25. The applicants were tenants of 610 from about March 15 to October 1, 2019, a period of about 6.5 months. They say there were disturbed by noises early in their tenancy. They submit by walking the common hallways of the 6th and 7th floors of the building, they determined the noise disturbances were coming from 609, Ms. McDonald’s strata lot.
26. The applicants first attempted to address their concerns directly with Ms. McDonald. As I understand from the submissions, this included direct contact on at least 2 occasions and written correspondence on 2 other occasions between March 15 and July 2, 2019. The applicants say they first wrote to Ms. McDonald in April 2019 by leaving a note on her suite door. An undated letter was provided in evidence that Ms. McDonald acknowledged receiving. I accept it was posted to the door of 609 as the timing coincides with Ms. McDonalds submissions and she does not object to the date of the letter.
27. The April 2019 letter describes the noise disturbances as coming from a television surround sound system in 609. Ms. McDonald provided photographs of the living room of 609 that confirm a television surround sound system, consisting of a sound bar and speaker (possibly a subwoofer) near the television, and 2 speakers on the other side of the room about 24” away from the common wall adjoining 610. Ms. McDonald says she turned the volume down on her television as a result of letter. The applicants agree the volume level was reduced for a period of time after the April 2019 letter but subsequently increased.
28. The applicants wrote to Ms. McDonald again on July 3, 2019 after speaking with Ms. McDonald, and viewing her living room, in the early evening of July 2nd. The letter was provided in evidence and confirms the disturbances relate to “bass noises coming through the wall”. The letter alleges that the sound system used by Ms. McDonald could likely be adjusted to reduce or eliminate those noises especially during the evening.
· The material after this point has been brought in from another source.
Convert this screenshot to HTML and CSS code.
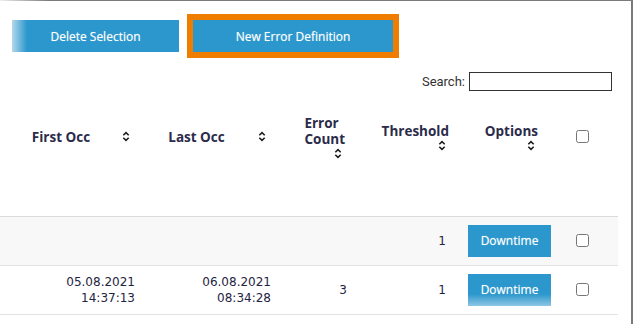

The applicants offered to assist Ms. McDonald with adjusting the sound system and included instructions on how the adjustments could be made.
29. Ms. McDonald replied to the July 3 letter (in handwriting on the letter) saying she did not want the applicants’ assistance in adjusting her sound system, their requests were unreasonable, and she did not intend to make any further adjustments to her television volume. She denied that the disturbances were nightly as the applicants had stated and asked them to call the police the next time they had a noise complaint because she felt she was being harassed.
30. Ms. McDonald emailed several strata council members that same day at 5:19 pm advising the strata council of her dealings with the applicants over the past 2 months and included a copy of the July 3, 2019 letter and her response. She expressed concern about what she could do if further complaints were received from the applicants or if the strata began to fine her as a result of applicants’ complaints. She also stated that one of the strata council members had previously attended her suite to discuss the issue with her.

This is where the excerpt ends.